Exhibition commissioned by Bernard Despomadères
The exhibition ANNA MAGNANI is homage to one of the most extraordinary presences in the History of Cinema. Few actresses (or actors) will have highlighted the screen in such an intense and unique way and generated such a consensual and passionate admiration. Her extensive filmography, with some of the most important filmmakers in the aforementioned history (De Sica, Rossellini, Visconti, Pasolini, Cukor or Renoir) 1, offers us not only intense and unforgettable characters but above all it reveals a way of making films: fair, truthful, generous.
Roma, 07 March 1908 – Roma, 26 September 1973.

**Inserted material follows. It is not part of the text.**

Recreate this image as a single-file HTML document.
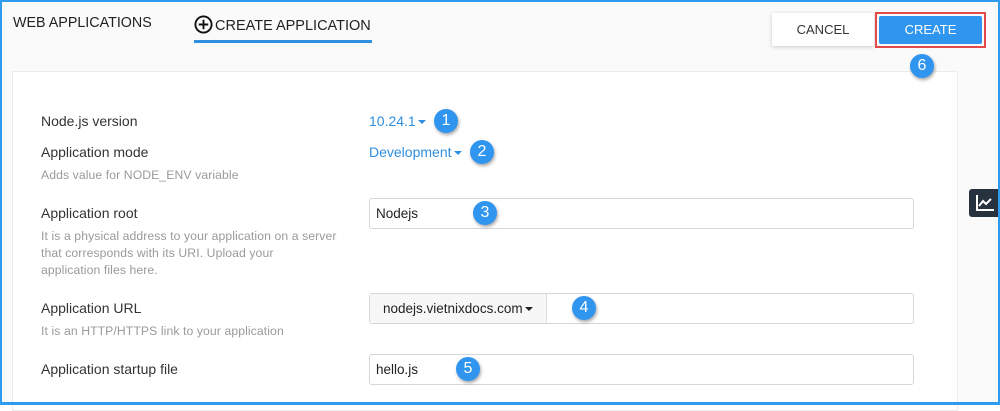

How come you always insist on introducing me as if I were some kind of Electra, introvert, lonely and disillusioned? How many times do I have to tell you that I’m as happy as can be, that I laugh and jest, that being Anna Magnani amuses me so very much.

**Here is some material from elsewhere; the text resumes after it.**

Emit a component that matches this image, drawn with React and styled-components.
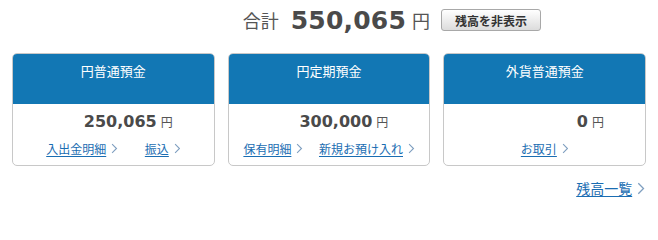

And why are you surprised that my house is tastefully furnished and filled with books? How many times do I have to explain that I wasn’t picked off the street, that I went to high school and studied piano for eight years and attended drama school?
The best school for an actor is the stage. It takes courage to start as an extra, with small roles, from the bottom step of the ladder. I’m certain that for many of those who wish to pursue acting, the results would soon become clear if they did this invaluable apprenticeship. The truth is that today nobody wants to start by accepting low-paid jobs and following the most painful and ungrateful course, doing it the hard way. And yet it’s the only way. Everything else, including drama schools, leads nowhere and gives poor results.

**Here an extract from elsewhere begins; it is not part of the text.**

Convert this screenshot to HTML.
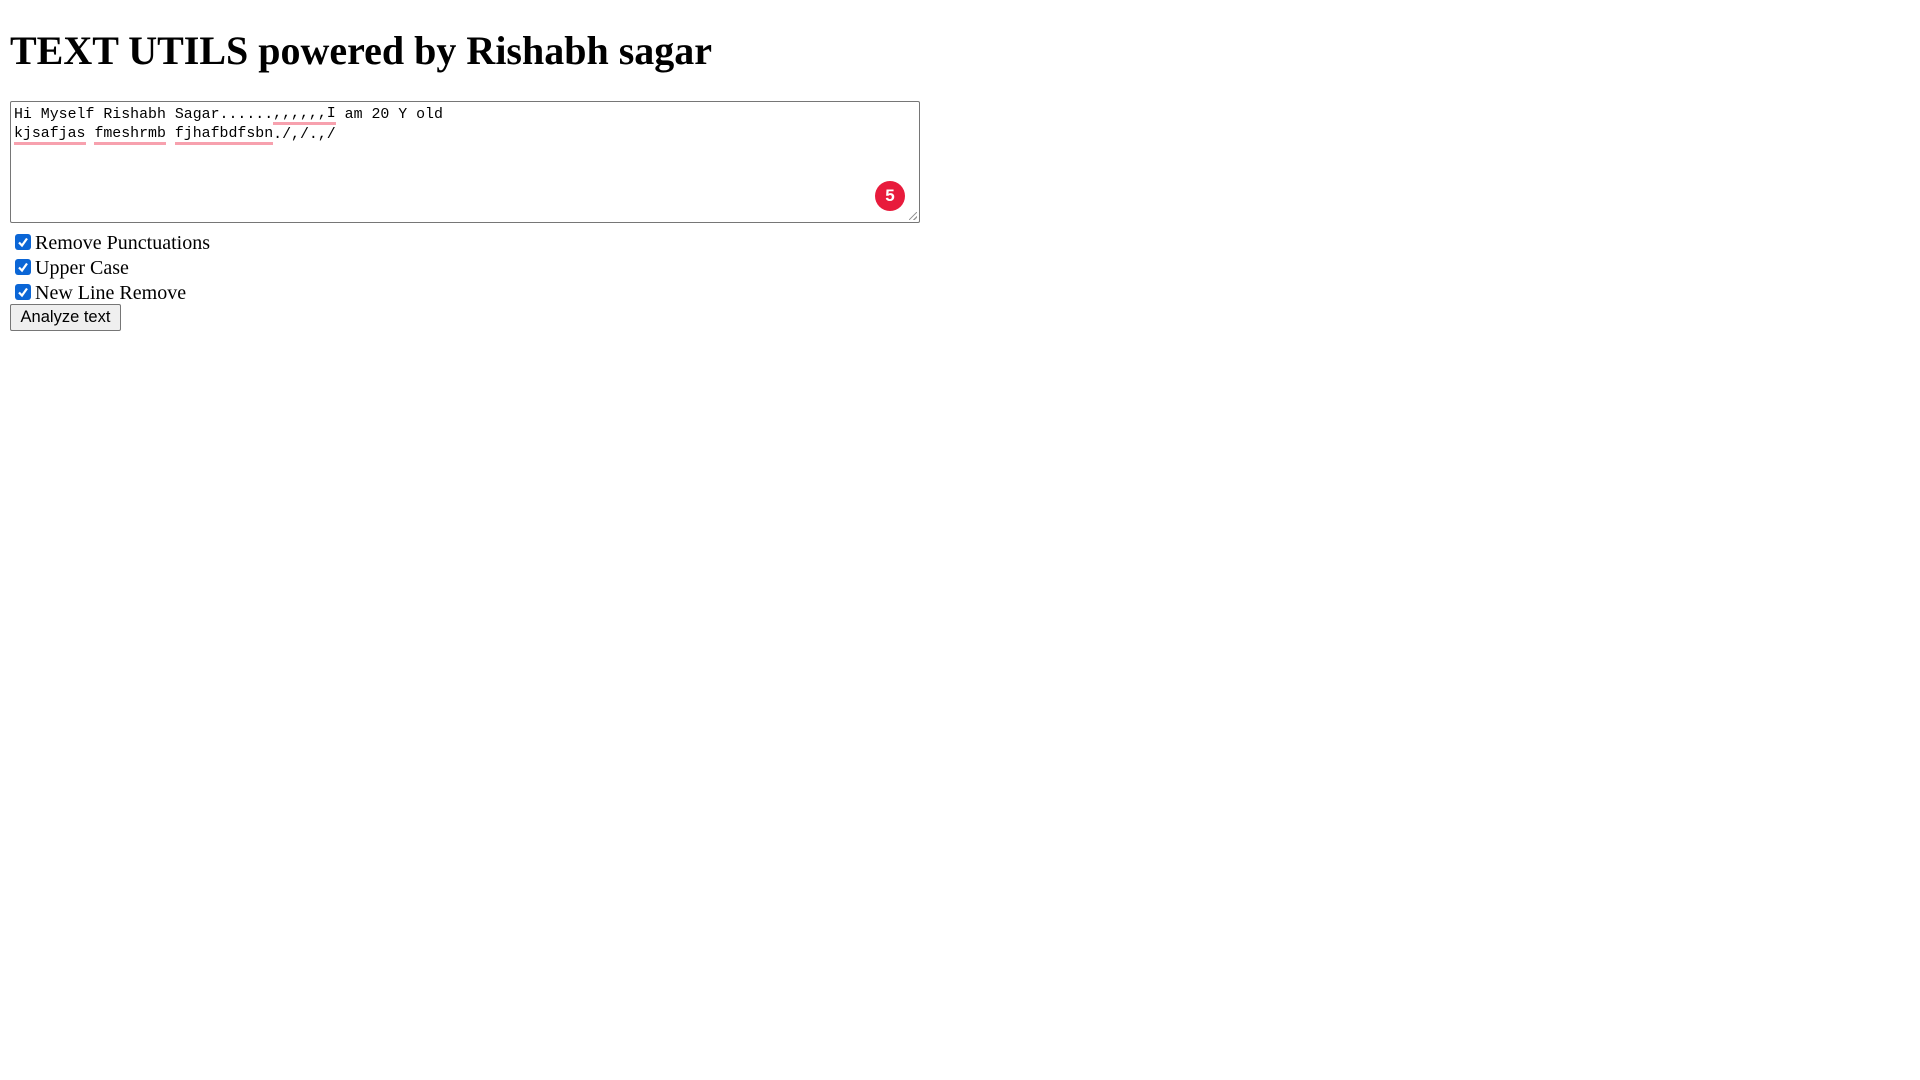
<!DOCTYPE html>
<html><head><style>
html,body{margin:0;background:#fff;width:1920px;height:1080px;overflow:hidden}
body{position:relative;font-family:"Liberation Serif",serif;color:#000}
h1{position:absolute;left:10px;top:28px;margin:0;font-size:40px;font-weight:bold;line-height:46px;white-space:nowrap}
.ta{position:absolute;left:10px;top:101px;border:1px solid #767676;border-radius:2px;font-family:"Liberation Mono",monospace;font-size:14.9px;line-height:20px;box-sizing:border-box;width:910px;height:122px}
.ta .l{position:absolute;left:3px;white-space:pre;height:20px}
.s{display:inline-block;height:20px;line-height:18px;box-sizing:border-box;border-bottom:3px solid #f7a1ae;vertical-align:top}
.badge{position:absolute;width:30px;height:30px;border-radius:50%;background:#e81b3c;color:#fff;font-family:"Liberation Sans",sans-serif;font-weight:bold;font-size:17px;line-height:30px;text-align:center}
.rz{position:absolute;right:2px;bottom:2px;width:8px;height:8px;background:linear-gradient(135deg,transparent 45%,#999 45%,#999 55%,transparent 55%,transparent 75%,#999 75%,#999 85%,transparent 85%)}
.cb{position:absolute;left:15px;width:16px;height:16px;background:#0b66d6;border-radius:3px}
.cb svg{position:absolute;left:2px;top:2px}
.lab{position:absolute;left:35px;font-size:20px;line-height:24px;white-space:nowrap}
.btn{position:absolute;left:10px;top:304px;width:111px;height:27px;box-sizing:border-box;border:1px solid #767676;border-radius:2px;background:#efefef;font-family:"Liberation Sans",sans-serif;font-size:16.5px;line-height:25px;text-align:center}
</style></head><body>
<h1>TEXT UTILS powered by Rishabh sagar</h1>
<div class="ta">
<div class="l" style="top:3px">Hi Myself Rishabh Sagar......<span class="s">,,,,,,I</span> am 20 Y old</div>
<div class="l" style="top:23px"><span class="s">kjsafjas</span> <span class="s">fmeshrmb</span> <span class="s">fjhafbdfsbn</span>./,/.,/</div>
<div class="badge" style="left:864px;top:79px">5</div>
<div class="rz"></div>
</div>
<div class="cb" style="top:234px"><svg width="12" height="12" viewBox="0 0 12 12"><path d="M2 6.5 L5 9.5 L10 2.5" stroke="#fff" stroke-width="2.2" fill="none"/></svg></div>
<div class="lab" style="top:231px">Remove Punctuations</div>
<div class="cb" style="top:259px"><svg width="12" height="12" viewBox="0 0 12 12"><path d="M2 6.5 L5 9.5 L10 2.5" stroke="#fff" stroke-width="2.2" fill="none"/></svg></div>
<div class="lab" style="top:256px">Upper Case</div>
<div class="cb" style="top:284px"><svg width="12" height="12" viewBox="0 0 12 12"><path d="M2 6.5 L5 9.5 L10 2.5" stroke="#fff" stroke-width="2.2" fill="none"/></svg></div>
<div class="lab" style="top:281px">New Line Remove</div>
<div class="btn">Analyze text</div>
</body></html>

I’m not, by occupation, an actress, I can only work well when I have the freedom to do what I want, like a writer when writing, or a painter when painting, because I cannot obey the technique, I need to invent, to create. And then I'm fed up with the eternal roles of woman of the people, shouty and hysterical.
I’m not the type of actress who just sits there like an object, who allows herself to be moved around like a glass on a table, or used as if she were a puppet or a robot. They can’t just tell me: Look to the right, move your arm, make a funny face. I want to be aware of everything I’m doing, I want to contribute to creating my character. I have something to say. I worked better with Rossellini than with any other director. Whenever he worked on a scene it always turned out as I would have shot if I’d been in his place. It was a formidable experience, a miracle. He materialized what I had in mind.
Rome, Open City (by Roberto Rossellini) was the most important film of my life. There was no rehearsing of the death scene. With Rossellini nothing was ever rehearsed or repeated: you just started filming, that's all. He knew that once the environment was right, I would suddenly click. During the search scene, when I went out through the front door, I suddenly saw things I’d seen before ... I went straight back to the times when the Germans were taking young lads by force off the streets of Rome. Because there were real people (in the film) lined up with their backs against the walls. And the Germans were real Germans, straight out of a prison camp. All of a sudden I wasn’t me anymore, you know? I mean, I was the character. Yes, Rossellini had done a marvelous job preparing that street. The women went pale when they heard the Nazis talking to each another again. And this has filled me with a sense of anguish that I managed to convey on the screen. It was terrible. Whoever would have expected to feel so deeply about it? And as I say, that system worked for me.
I loved Anna, so full of passion, vitality and a spirit so alive and caustic. Before becoming a movie star, with Rome, Open City, she had been a great theater and vaudeville actress, and her simple presence charmed everyone. Our relationship was violent, like everything else she did (...) when she filmed the fall scene, in Rome, Open City, she just fell as you do, without prudence, and was injured. She gave herself to what she did with total availability and here laid her extraordinary strength.